GIVEN PROBLEM.
Pictures are excluded. Copy exactly, and only, the lines from the one containing "Clone this screenshot" through the one containing "min-w-0 border border-[#a3a8ab]", both ends included.

DATA LINES.
>>
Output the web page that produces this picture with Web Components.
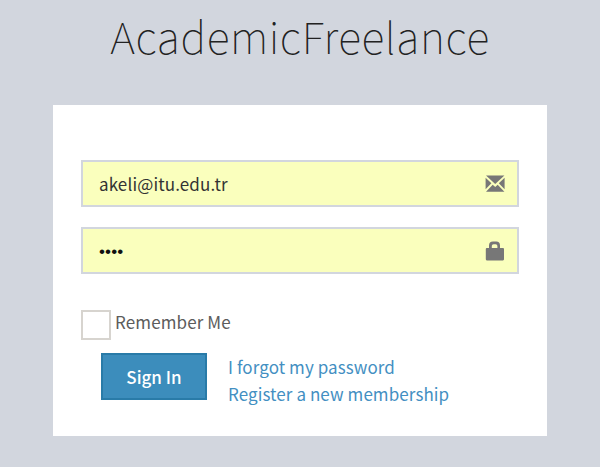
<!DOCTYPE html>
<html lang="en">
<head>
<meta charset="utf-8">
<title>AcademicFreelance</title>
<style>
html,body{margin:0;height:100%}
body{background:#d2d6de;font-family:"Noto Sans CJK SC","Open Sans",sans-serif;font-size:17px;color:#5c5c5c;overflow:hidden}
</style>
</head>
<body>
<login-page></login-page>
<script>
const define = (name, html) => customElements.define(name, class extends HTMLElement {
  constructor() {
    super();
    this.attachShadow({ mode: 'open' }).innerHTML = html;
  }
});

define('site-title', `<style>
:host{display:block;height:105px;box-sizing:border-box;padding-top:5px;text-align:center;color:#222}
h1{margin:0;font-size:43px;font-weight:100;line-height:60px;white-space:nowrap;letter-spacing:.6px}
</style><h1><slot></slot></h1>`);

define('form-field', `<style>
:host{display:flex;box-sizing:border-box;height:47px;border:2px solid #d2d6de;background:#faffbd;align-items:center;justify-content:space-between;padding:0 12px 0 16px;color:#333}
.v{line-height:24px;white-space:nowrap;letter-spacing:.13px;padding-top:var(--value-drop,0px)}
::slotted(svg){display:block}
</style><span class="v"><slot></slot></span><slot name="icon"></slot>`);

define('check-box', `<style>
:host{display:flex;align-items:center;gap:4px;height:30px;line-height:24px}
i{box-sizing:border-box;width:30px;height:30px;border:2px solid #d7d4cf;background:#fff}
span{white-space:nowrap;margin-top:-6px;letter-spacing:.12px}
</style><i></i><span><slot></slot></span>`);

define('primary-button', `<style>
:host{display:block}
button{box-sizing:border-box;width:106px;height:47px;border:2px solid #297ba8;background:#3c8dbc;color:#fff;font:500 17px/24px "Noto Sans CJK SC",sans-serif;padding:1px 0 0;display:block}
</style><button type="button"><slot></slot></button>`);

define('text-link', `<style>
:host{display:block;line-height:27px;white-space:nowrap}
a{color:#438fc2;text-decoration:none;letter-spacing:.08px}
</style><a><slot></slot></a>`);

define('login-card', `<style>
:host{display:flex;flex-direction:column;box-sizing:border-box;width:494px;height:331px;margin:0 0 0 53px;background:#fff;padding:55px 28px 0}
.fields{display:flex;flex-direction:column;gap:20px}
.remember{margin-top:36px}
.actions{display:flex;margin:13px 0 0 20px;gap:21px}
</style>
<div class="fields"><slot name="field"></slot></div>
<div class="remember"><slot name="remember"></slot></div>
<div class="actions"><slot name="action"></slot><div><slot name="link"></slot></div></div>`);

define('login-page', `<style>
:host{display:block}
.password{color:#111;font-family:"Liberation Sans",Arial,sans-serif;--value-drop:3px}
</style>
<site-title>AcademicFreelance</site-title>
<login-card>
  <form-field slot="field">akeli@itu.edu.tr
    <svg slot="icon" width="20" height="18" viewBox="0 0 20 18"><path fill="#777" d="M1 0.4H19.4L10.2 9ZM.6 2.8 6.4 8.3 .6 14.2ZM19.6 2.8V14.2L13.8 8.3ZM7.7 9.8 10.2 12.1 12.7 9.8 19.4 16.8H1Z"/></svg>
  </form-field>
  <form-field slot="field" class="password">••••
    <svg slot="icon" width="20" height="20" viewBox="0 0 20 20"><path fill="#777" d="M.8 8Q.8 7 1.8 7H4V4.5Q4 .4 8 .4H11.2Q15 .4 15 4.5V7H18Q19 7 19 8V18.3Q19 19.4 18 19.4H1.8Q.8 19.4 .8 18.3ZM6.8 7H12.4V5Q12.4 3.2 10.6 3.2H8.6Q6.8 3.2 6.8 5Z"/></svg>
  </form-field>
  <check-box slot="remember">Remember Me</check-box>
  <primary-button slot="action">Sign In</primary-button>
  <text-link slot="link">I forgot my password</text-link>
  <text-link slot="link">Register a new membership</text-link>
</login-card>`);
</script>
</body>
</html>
<<
>>
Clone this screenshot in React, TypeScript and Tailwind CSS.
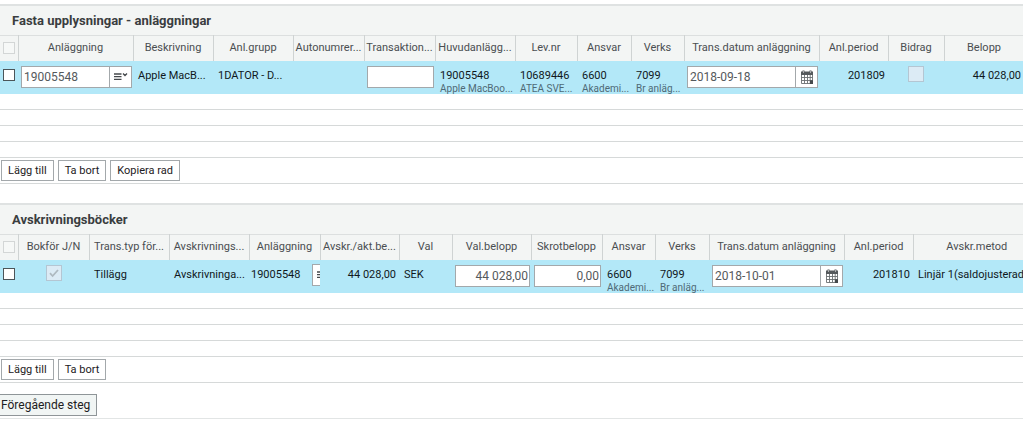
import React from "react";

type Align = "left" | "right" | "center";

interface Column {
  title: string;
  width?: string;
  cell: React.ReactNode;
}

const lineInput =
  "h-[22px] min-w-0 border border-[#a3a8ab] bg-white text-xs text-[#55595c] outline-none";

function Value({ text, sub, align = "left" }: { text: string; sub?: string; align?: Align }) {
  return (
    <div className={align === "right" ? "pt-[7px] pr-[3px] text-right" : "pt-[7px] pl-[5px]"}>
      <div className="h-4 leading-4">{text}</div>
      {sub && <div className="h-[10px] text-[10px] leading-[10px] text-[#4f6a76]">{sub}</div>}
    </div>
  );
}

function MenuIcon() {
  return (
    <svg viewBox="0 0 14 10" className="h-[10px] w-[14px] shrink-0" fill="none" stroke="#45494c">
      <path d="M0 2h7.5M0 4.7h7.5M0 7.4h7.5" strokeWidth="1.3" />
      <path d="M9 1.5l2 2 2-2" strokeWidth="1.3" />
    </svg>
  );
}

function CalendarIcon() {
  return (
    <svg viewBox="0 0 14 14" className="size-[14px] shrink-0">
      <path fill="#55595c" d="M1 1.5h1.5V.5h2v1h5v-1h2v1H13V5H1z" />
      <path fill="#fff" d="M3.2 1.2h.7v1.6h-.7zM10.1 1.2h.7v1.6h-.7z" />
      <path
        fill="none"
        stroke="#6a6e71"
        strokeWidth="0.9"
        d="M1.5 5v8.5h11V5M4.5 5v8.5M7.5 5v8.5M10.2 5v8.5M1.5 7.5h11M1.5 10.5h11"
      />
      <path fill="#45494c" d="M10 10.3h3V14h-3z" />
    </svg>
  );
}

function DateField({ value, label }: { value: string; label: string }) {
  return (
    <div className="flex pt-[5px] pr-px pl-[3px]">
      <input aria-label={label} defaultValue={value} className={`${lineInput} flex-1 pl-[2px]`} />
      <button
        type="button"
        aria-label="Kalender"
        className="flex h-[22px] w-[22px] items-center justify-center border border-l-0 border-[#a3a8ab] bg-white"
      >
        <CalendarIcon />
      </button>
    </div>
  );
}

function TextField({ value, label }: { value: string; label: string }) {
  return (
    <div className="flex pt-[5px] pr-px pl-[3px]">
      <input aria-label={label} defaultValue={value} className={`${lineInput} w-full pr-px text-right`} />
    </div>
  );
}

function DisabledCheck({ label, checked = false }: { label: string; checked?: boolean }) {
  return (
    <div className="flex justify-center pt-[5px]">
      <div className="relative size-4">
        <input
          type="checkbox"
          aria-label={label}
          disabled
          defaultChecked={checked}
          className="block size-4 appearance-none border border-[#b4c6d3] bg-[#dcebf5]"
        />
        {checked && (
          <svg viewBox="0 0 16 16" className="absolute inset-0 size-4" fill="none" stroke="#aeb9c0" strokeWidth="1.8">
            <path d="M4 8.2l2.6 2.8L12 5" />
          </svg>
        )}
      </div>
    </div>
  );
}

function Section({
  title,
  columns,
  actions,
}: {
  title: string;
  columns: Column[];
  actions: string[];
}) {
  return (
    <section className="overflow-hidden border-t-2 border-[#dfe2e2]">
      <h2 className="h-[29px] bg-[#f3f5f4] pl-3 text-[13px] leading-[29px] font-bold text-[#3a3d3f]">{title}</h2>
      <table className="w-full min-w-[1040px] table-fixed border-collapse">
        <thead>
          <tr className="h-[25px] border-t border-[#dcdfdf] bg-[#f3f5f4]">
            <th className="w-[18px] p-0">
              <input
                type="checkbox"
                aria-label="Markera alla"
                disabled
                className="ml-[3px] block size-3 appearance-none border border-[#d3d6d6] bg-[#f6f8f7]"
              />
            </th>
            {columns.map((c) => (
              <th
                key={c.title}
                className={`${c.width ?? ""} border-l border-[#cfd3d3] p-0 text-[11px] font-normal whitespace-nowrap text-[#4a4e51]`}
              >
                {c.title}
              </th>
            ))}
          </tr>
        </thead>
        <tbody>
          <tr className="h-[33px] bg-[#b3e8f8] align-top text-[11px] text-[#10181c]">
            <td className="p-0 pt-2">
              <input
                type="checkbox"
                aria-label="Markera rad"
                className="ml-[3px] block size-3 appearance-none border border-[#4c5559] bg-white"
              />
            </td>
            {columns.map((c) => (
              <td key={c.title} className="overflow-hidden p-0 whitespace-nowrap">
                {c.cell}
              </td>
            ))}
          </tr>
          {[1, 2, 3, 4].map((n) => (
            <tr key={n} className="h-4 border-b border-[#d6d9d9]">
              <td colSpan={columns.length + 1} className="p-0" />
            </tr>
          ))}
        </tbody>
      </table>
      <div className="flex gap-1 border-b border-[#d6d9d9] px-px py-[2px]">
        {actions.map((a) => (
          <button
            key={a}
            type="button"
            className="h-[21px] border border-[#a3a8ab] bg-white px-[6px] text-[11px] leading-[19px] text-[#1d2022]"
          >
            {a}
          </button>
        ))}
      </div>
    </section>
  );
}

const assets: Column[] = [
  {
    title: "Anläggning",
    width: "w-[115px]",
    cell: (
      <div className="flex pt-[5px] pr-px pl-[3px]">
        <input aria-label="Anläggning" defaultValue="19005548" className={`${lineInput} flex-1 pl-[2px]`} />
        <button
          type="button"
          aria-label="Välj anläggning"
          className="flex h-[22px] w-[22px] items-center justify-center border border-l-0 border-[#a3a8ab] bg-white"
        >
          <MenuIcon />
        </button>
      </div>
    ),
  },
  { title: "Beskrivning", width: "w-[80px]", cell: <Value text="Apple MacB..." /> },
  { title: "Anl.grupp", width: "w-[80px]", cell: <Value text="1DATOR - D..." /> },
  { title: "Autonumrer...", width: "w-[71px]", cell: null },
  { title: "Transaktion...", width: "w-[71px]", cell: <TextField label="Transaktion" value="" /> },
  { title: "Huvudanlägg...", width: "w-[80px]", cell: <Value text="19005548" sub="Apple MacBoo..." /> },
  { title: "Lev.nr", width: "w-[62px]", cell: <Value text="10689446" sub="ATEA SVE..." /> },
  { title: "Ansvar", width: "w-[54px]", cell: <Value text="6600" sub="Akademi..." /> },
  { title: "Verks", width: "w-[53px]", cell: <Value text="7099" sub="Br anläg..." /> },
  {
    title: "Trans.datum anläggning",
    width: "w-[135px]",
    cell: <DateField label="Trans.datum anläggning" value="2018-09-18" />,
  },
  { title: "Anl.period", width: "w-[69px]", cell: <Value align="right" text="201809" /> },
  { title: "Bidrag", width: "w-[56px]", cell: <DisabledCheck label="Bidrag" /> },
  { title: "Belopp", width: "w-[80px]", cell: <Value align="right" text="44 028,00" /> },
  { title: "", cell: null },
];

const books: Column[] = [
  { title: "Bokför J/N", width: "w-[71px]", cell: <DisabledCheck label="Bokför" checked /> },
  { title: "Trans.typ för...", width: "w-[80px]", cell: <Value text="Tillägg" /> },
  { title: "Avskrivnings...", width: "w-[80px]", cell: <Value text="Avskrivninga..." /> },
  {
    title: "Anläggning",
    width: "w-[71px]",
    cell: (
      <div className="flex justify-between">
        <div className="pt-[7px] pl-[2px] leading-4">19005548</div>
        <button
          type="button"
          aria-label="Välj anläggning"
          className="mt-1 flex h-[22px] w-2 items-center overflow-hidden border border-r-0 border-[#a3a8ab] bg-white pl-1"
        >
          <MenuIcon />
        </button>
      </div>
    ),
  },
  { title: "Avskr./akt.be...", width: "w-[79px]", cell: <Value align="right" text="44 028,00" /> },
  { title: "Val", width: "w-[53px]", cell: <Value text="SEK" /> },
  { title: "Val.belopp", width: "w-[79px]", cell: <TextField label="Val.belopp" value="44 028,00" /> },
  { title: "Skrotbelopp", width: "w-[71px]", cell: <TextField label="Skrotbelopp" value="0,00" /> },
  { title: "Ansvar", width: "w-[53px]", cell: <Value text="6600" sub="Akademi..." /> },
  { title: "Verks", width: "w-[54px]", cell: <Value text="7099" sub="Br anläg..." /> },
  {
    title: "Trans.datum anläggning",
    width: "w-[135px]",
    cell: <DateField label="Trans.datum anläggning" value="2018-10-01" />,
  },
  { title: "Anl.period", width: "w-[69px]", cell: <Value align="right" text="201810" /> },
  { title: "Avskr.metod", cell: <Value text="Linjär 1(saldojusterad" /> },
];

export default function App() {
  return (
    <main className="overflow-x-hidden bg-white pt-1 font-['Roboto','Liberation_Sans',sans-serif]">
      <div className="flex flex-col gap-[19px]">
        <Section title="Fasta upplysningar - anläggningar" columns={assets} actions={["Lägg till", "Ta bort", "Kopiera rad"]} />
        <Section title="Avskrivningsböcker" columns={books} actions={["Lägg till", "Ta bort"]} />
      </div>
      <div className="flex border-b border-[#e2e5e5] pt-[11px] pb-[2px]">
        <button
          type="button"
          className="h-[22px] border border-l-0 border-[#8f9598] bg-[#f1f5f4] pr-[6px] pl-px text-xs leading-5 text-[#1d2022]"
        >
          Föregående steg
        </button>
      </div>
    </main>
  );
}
<<
EXERCISE RESULT.
Clone this screenshot in React, TypeScript and Tailwind CSS.
import React from "react";

type Align = "left" | "right" | "center";

interface Column {
  title: string;
  width?: string;
  cell: React.ReactNode;
}

const lineInput =
  "h-[22px] min-w-0 border border-[#a3a8ab] bg-white text-xs text-[#55595c] outline-none";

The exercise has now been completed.